Former Speaker of the House Newt Gingrich (R) is warning it is a “very dangerous time” with what he believes are increased efforts to “weaken the police.”

Fox News host Sean Hannity mentioned on Monday night the protests that have broken out in response to the fatal shooting of Daunte Wright, a Black man, in Minnesota on Sunday.

Gingrich explained this is not the first time the nation has experienced unrest like what it is seeing now.

“I think that the danger we’ve got which we’ve had before. The Black Panther movement in the late ‘60s for example, engaged in fairly large-scale rioting. There were 2,500 bombs that went off from 1969 to ’70,” Gingrich said.

He continued, “There were riots in an amazing number of cities in the 1960s. Part of what you have here is that the society can’t decide whether or not it favors law and order in the classic sense.”

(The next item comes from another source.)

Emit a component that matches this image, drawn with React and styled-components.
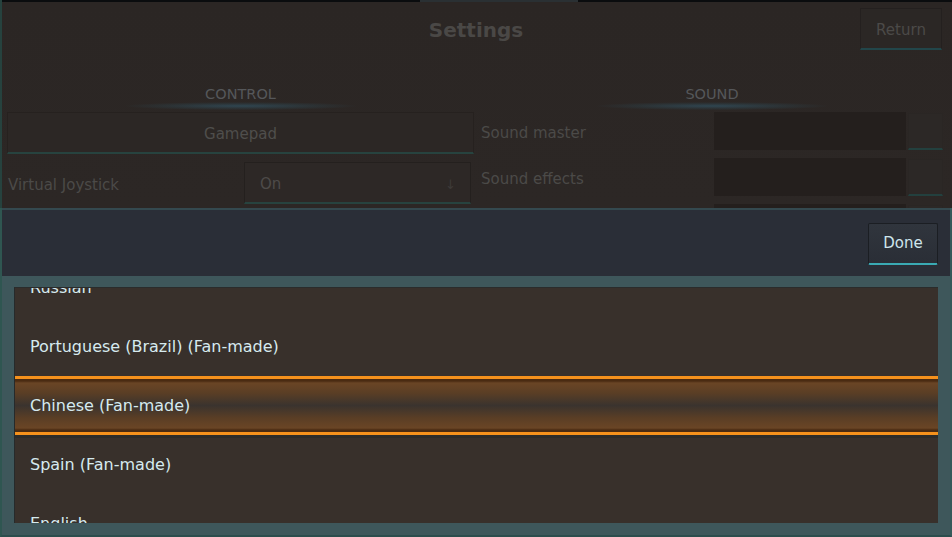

Watch his interview below:

Arguing there is evidence of people “taunting” and “attacking” the police, Gingrich added, “We have made being a policeman dramatically more dangerous. Historically that’s very unhealthy.”

Gingrich noted “the bias historically” had been those who risk their lives to protect the American people deserve “the benefit of the doubt” and deserve “the support of the community.”

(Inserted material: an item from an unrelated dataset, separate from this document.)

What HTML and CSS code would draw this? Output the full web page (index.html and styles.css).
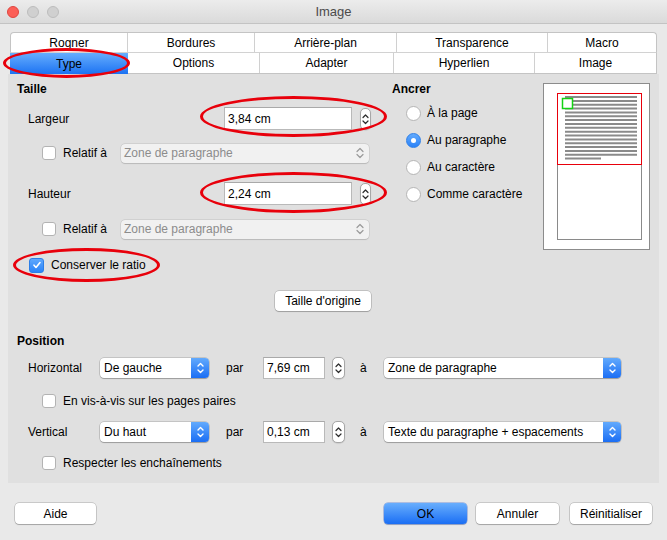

He explained, “I think this is a very dangerous time for the country and we need to understand that the more we weaken the police, the greater the likelihood of really serious crime and the greater the likelihood that innocent people are going to be killed or hurt.”

In response to a video of a man taunting a police officer, Gingrich told Hannity the real question is “why isn’t he arrested?”

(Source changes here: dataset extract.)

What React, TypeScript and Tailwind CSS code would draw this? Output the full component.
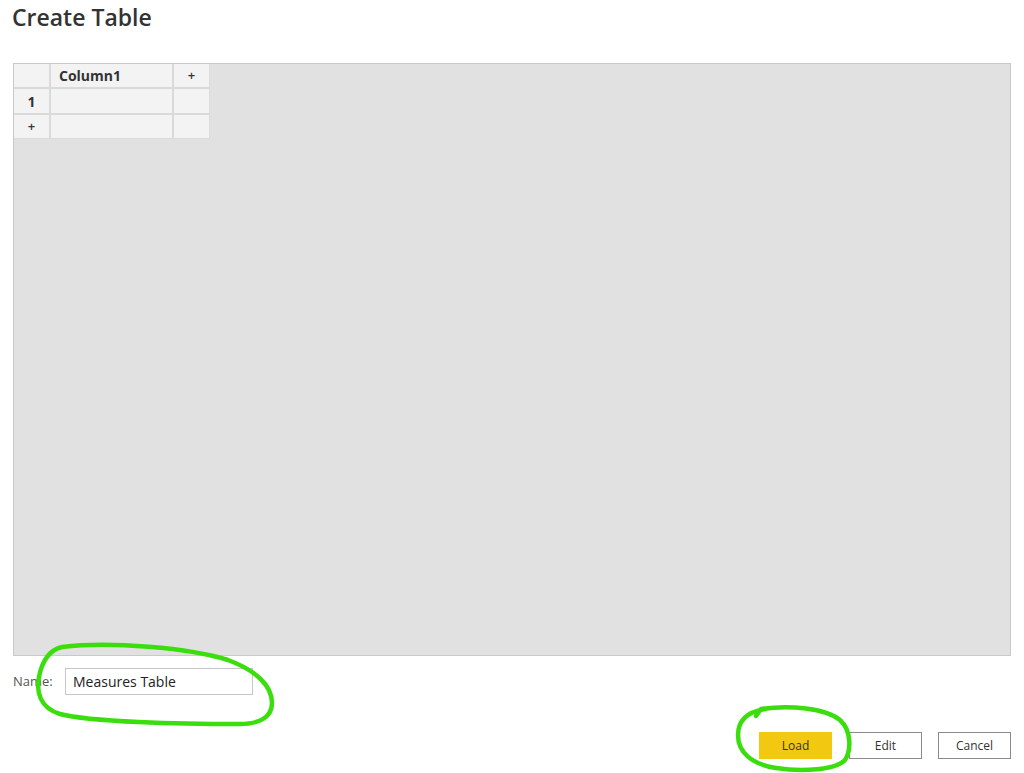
import React from 'react';

const font = { fontFamily: '"Open Sans", "Noto Sans", sans-serif' };

const Cell = ({ children, className = '' }: { children?: React.ReactNode; className?: string }) => (
  <div className={`flex items-center justify-center bg-[#f3f3f3] text-[13px] font-bold text-[#333] ${className}`}>
    {children}
  </div>
);

const App = () => {
  return (
    <div className="relative w-[1024px] h-[773px] bg-white overflow-hidden" style={font}>
      {/* Title */}
      <h1 className="pl-[12px] pt-[2px] h-[63px] text-[23px] leading-[30px] font-semibold text-[#333]">
        Create Table
      </h1>

      {/* Table editor panel */}
      <div className="ml-[13px] w-[998px] h-[593px] bg-[#e1e1e1] border border-[#c9c9c9]">
        <div className="inline-grid grid-cols-[35px_121px_35px] grid-rows-[23px_24px_23px] gap-[2px] bg-[#dadada] pr-px pb-px">
          <Cell />
          <Cell className="justify-start pl-[8px] text-[14px]">Column1</Cell>
          <Cell className="font-semibold">+</Cell>
          <Cell className="text-[14px]">1</Cell>
          <Cell className="bg-[#e9e9e9]" />
          <Cell />
          <Cell className="font-semibold">+</Cell>
          <Cell />
          <Cell />
        </div>
      </div>

      {/* Name row */}
      <div className="flex items-center mt-[12px] pl-[13px] h-[27px]">
        <span className="w-[52px] text-[13px] text-[#555]">Name:</span>
        <input
          readOnly
          value="Measures Table"
          className="w-[188px] h-[27px] px-[7px] border border-[#c6c6c6] bg-white text-[14px] text-[#222] outline-none"
          style={font}
        />
      </div>

      {/* Buttons */}
      <div className="flex justify-end items-center mt-[37px] pr-[13px]">
        <button className="w-[73px] h-[27px] bg-[#f2c811] text-[12px] text-[#333]" style={font}>Load</button>
        <button className="ml-[17px] w-[73px] h-[27px] bg-white border border-[#8a8a8a] text-[12px] text-[#333]" style={font}>Edit</button>
        <button className="ml-[16px] w-[73px] h-[27px] bg-white border border-[#8a8a8a] text-[12px] text-[#333]" style={font}>Cancel</button>
      </div>

      {/* Hand-drawn annotations */}
      <svg className="absolute inset-0 pointer-events-none" width="1024" height="773" fill="none">
        <path
          d="M62 647 C110 641, 190 648, 228 660 C255 670, 272 685, 272 703 C272 718, 258 724, 240 724 C180 724, 90 722, 60 714 C40 708, 36 692, 39 677 C42 661, 50 650, 62 647"
          stroke="#3ade0c"
          strokeWidth="4.5"
          strokeLinecap="round"
          strokeLinejoin="round"
        />
        <path
          d="M756 716 L761 709 C790 705, 825 708, 840 720 C852 731, 851 751, 845 760 C836 770, 802 772, 776 768 C751 764, 738 752, 738 735 C738 722, 745 712, 766 709"
          stroke="#3ade0c"
          strokeWidth="4.5"
          strokeLinecap="round"
          strokeLinejoin="round"
        />
      </svg>
    </div>
  );
};

export default App;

The former speaker of the House warned, “If we are going to back off and we are going to apologize and we’re going to allow the forces of crime and the forces of hostility to dominate the streets, then we’re going to get what we are now getting which is in every major city … a dramatic rise in crime.”

He went on, “Who does that hurt? It hurts the innocent. It hurts minorities. Who are the largest number of victims of these kind of criminals? They are African-Americans.”

Calling it “madness,” Gingrich argued there has to come a time where society has to decide “we are in favor of the law. We are in favor of the police.”

Acknowledging law enforcement must be trained and an investigation is necessary when something goes wrong, he claimed: “On balance a strong, effective, trained police force is better for the poorest people and better for the minority groups than any other situation.”